+350
-19
beyler anlatacağım olay yüzde yüz başıma gelmiş tamamen gerçek bir olaydır. bu yıl şubat ayının sonları falandı ama mevsime göre sıcak bir hava vardı. neyse dedik de e hadi beşiktaşa inelim yemek yiyelim oradan sahilde yürür sıtarbaksa geçeriz. ben hayatımda sıtarbaksa gitmedim ama kahve dünyasına gitmiştim türk kahvesi içmiştim. içimden dedim ki türk kahvesi söylerim gene ama kafamda nasıl kuruyorum görseniz halime ağlarsınız. cebimdeki paradan sıtarbaksa girişimi kahve söyleyişimi falan hepsini içimden tekrar ediyorum prova falan yapıyorum. ulan kızlar da yanımızda. aslı bi kaç defa sordu noldu daldın falan diye. diyemedim ki kıza böyle böyle diye. rezil olurum amk. neyse yürüdük falan karnıma ağrılar giriyor amk neden bu kadar heyecan yaptım anlamadım. sonra aklıma geldi ulan ben bu amerikanvari yerde türk kahvesi söylersem rezil olurum en az 1 yıllık dalga malzemesi çıkar. en iyisi başka bir şey söyleyeyim sonra yıllardır içtiğim 3ü1 arada geldi aklıma. hah tamam dedi 3ü1 arada söylüyorum ama sonra saçmalama amk dedim. nescafe ne arasın sıtarbaksta. sonra çaktırmadan bizimkilerden laf almaya çalıştım aslıya dönüp;
-bence cafe nero daha güzel ya sıtarbakstan. hem italyanlar amerikalılardan iyi kahve yapıyormuş dedim.(içimden de; he amk cafe neroya da çok gittin ya diyorum)
neyse aslı da;
-ya aslında cafe nero da iyi ama orada "Signature Hot Chocolatte grande" yok dedi.

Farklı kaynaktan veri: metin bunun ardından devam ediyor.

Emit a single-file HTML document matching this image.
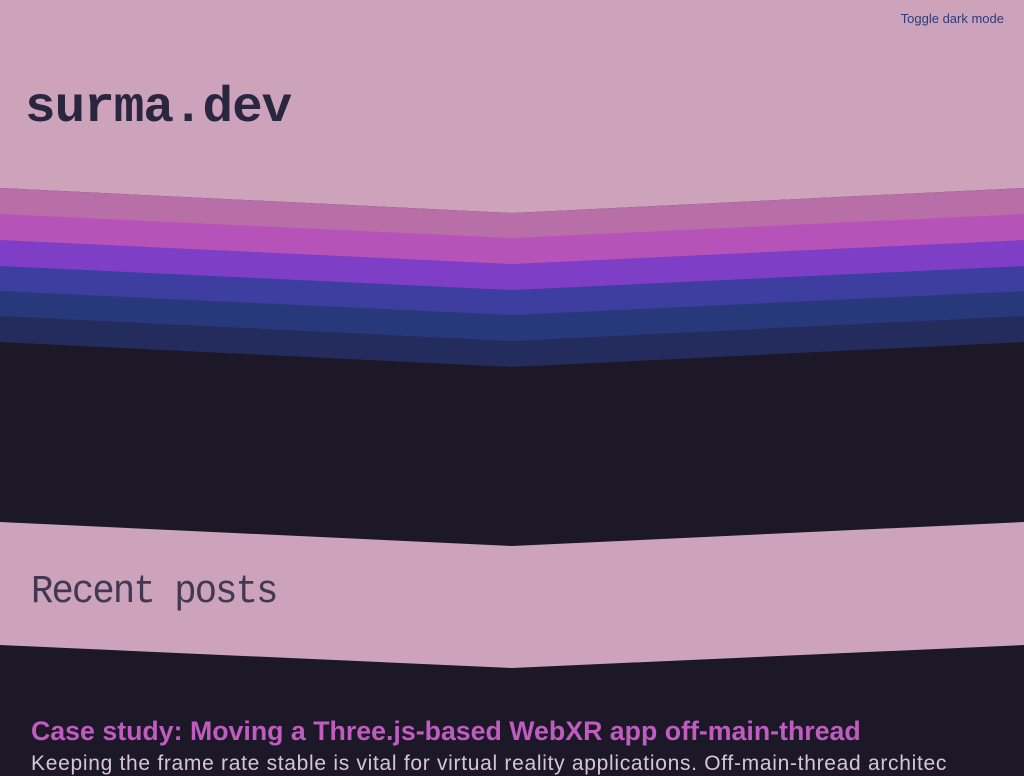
<!DOCTYPE html>
<html><head><meta charset="utf-8"><style>
html,body{margin:0;padding:0;width:1024px;height:768px;overflow:hidden;background:#1c1828;font-family:"Liberation Sans",sans-serif}
svg{position:absolute;left:0;top:0}
.t{position:absolute}
</style></head><body>
<svg width="1024" height="768" viewBox="0 0 1024 768">
<rect x="0" y="0" width="1024" height="768" fill="#1c1828"/>
<polygon points="0,0 1024,0 1024,188 512,213 0,188" fill="#cca3bb"/>
<polygon points="0,188 512,213 1024,188 1024,768 0,768" fill="#b86fa8"/>
<polygon points="0,214 512,238 1024,214 1024,768 0,768" fill="#b653b8"/>
<polygon points="0,240 512,264 1024,240 1024,768 0,768" fill="#7e3fc6"/>
<polygon points="0,266 512,290 1024,266 1024,768 0,768" fill="#3e3ea0"/>
<polygon points="0,291 512,315 1024,291 1024,768 0,768" fill="#27397a"/>
<polygon points="0,316 512,341 1024,316 1024,768 0,768" fill="#232c5c"/>
<polygon points="0,342 512,367 1024,342 1024,768 0,768" fill="#1c1828"/>
<polygon points="0,522 512,546 1024,522 1024,645 512,668 0,645" fill="#cca3bb"/>
</svg>
<div class="t" style="right:20px;top:11px;font-size:13px;color:#2e3a7a">Toggle dark mode</div>
<div class="t" style="left:25px;top:80px;font-family:'Liberation Mono',monospace;font-weight:bold;font-size:50px;color:#2a2640;letter-spacing:-1px;transform:scaleX(1.02);transform-origin:left">surma.dev</div>
<div class="t" style="left:31px;top:570px;font-family:'Liberation Mono',monospace;font-size:40px;color:#2a2640;letter-spacing:-2px;opacity:.85;transform:scaleX(0.93);transform-origin:left">Recent posts</div>
<div class="t" style="left:31px;top:716px;font-family:'Liberation Sans',sans-serif;font-weight:bold;font-size:27px;color:#c05bc0;transform:scaleX(0.99);transform-origin:left;white-space:nowrap">Case study: Moving a Three.js-based WebXR app off-main-thread</div>
<div class="t" style="left:31px;top:752px;font-size:21px;letter-spacing:0.7px;color:#d8c6d8;white-space:nowrap">Keeping the frame rate stable is vital for virtual reality applications. Off-main-thread architec</div>
</body></html>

ananı gibeyim ne dedi lan bu şimdi dedim. bir gib anlamadım. o an kulağıma sinato hat çaklıt prandelli gibi bir şey geldi. dedim heralde kahveyi yapan bizim eski antrenör amk. ben de bozuntuya vermeden -aynen ya haklısın o konuda. dedim kapadım konuyu.

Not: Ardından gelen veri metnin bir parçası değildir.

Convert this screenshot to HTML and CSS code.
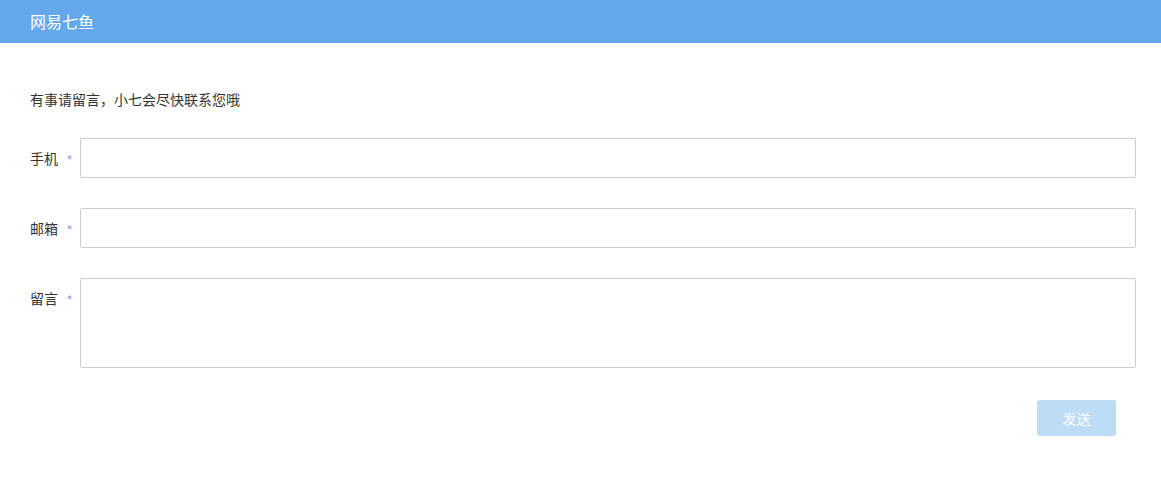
FILE: index.html
```html
<!DOCTYPE html>
<html lang="zh-CN">
<head>
    <meta charset="UTF-8">
    <title>网易七鱼</title>
    <link rel="stylesheet" href="styles.css">
</head>
<body>

<div class="header">网易七鱼</div>

<div class="content">
    <p class="tip">有事请留言，小七会尽快联系您哦</p>

    <form class="leave-form">
        <div class="row">
            <label class="label">手机 <span class="star">*</span></label>
            <input class="field" type="text">
        </div>
        <div class="row">
            <label class="label">邮箱 <span class="star">*</span></label>
            <input class="field" type="text">
        </div>
        <div class="row">
            <label class="label">留言 <span class="star">*</span></label>
            <textarea class="field area"></textarea>
        </div>
        <div class="actions">
            <button type="button" class="send" disabled>发送</button>
        </div>
    </form>
</div>

</body>
</html>
```

FILE: styles.css
```css
body {
    margin: 0;
    font-family: "Noto Sans CJK SC", "Liberation Sans", sans-serif;
    color: #333;
    background: #fff;
}
.header {
    height: 43px;
    line-height: 43px;
    padding-left: 30px;
    background: #63a8ea;
    color: #fff;
    font-size: 16px;
}
.content {
    padding: 45px 25px 0 30px;
}
.tip {
    margin: 0 0 28px;
    font-size: 14px;
    line-height: 22px;
}
.row {
    display: flex;
    align-items: flex-start;
    margin-bottom: 30px;
}
.label {
    width: 50px;
    height: 40px;
    flex-shrink: 0;
    font-size: 14px;
    line-height: 40px;
    white-space: nowrap;
}
.star {
    color: #8fa9dc;
    margin-left: 5px;
    line-height: 1;
    vertical-align: -2px;
}
.field {
    flex: 1;
    height: 40px;
    box-sizing: border-box;
    border: 1px solid #ccc;
    border-radius: 2px;
    padding: 6px 10px;
    font-size: 14px;
    outline: none;
}
.area {
    height: 90px;
    resize: none;
    font-family: inherit;
    display: block;
}
.actions {
    display: flex;
    justify-content: flex-end;
    padding-right: 20px;
    margin-top: 32px;
}
.send {
    width: 79px;
    height: 36px;
    border: none;
    border-radius: 3px;
    background: #bddcf6;
    color: #fff;
    font-size: 14px;
    font-family: inherit;
}
```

bebek'e doğru yaklaştıkça ben nasıl 3,5 atıyorum ama görmeniz lazım. ulan diyorum bir şey olsa da şuradan ışınlansam anasını gibeyim. şubatta bildiğin terliyorum soğuk soğuk. 5 kişiyiz 3ü kız. ben geçtim en arkaya en kötü aynısından derim amk. ulan kendi kendime senaryo uydurup sonra o senaryoyu çöpe atıyorum. aynısından ne lan aynısından ne? esnaf lokantasında öğle yemeyi mi yiyoruz?
girdik beyler içeri Allahtan uzun bir sıra vardı. öndekilere kulak kabartıyorum. bir şeyler duyayım da oradan söylerim falan diye ama nafile ses çok bir gib duyamıyorum. duysam da neye yarar yarak kürek şeyler söylüyorlar amk arapça ingilizce karışımı. birisi bir şey söyledi sonra da karamelli olsun dedi aha dedim heralde dondurma da satıyorlar dondurma mı alsam.
ondan sonra ön sıralardan bir ses "ben bir filtre kahve alayım sütlü olsun" diye. o an beyler nasıl rahatladım bilemem. hani gün boyu takunuz vardır da yolda eve gidene kadar tutar sonra evdeki o tuvalete ölümüne sıçar da sanki üzerinizden 1000 tonluk montofon ineği kalkar işte aynı his. "filtre" "kahve" "süt" bu 3 kelime o kadar tanıdık geldi ki dedim işte türkçe bi şeyler dedim ulan kafamdan aşağa ılık sular boşaldı ama var ya içimden nasıl "ooooooooohhhhh" çekiyorum. neyse sıra bana geldi direk söyledim filtre kahve sütlü falan diye huur çocuğu yine anlamadığım bir kelimelerle bir şeyler bi şeyler olsun mu dedi. ben de hayır teşekkür ederim dedim kahveyi aldım. anasını gibeyim bir de 10.5 tl para bayıldım.
ulan ben o parayla 2 paket çoklu nescafe alırım dedim içimden ama bu da bana ders olsun dedim. çıktık yukarı bizimkiler de gibtir gibtir şeyler almışlar ama güzel de görünüyor dondurma gibi amk aslınınkinden tattım 10 numaraydı o 27 tl mi ne soğuk karamelli kesin dondurma amk ama kahve tadı da var gene de gibsen vermem o kadar parayı.
bu da böyle bir anımdır beyler.
özet;ilk defa sıtarbaksa gittim kahveyi alana kadar altıma sıçıyordum heyecandan.
ders;ilk defa sıtarbaksa gidecekseniz gitmeyin.
edit:beyler açık yakalayıp da ayar vermeye çalışan dallamalara sesleniyorum; Aslının aldığı gibimsonik içecek tek başına 27,50 tl değil yanında cheescake de aldı. benim aldığım sütlü filtre kahveye de adam 10.5 tl aldı. yalan söyleyecek değilim. ya adam beni gibti ya da ben söylemeden bir şeyler ekledi. eğer sizi kandıracak olsam açar internetten fiyat listesine bakar oradan da söylerdim inandırıcı olması için. ben yaşadığımı direk anlattım.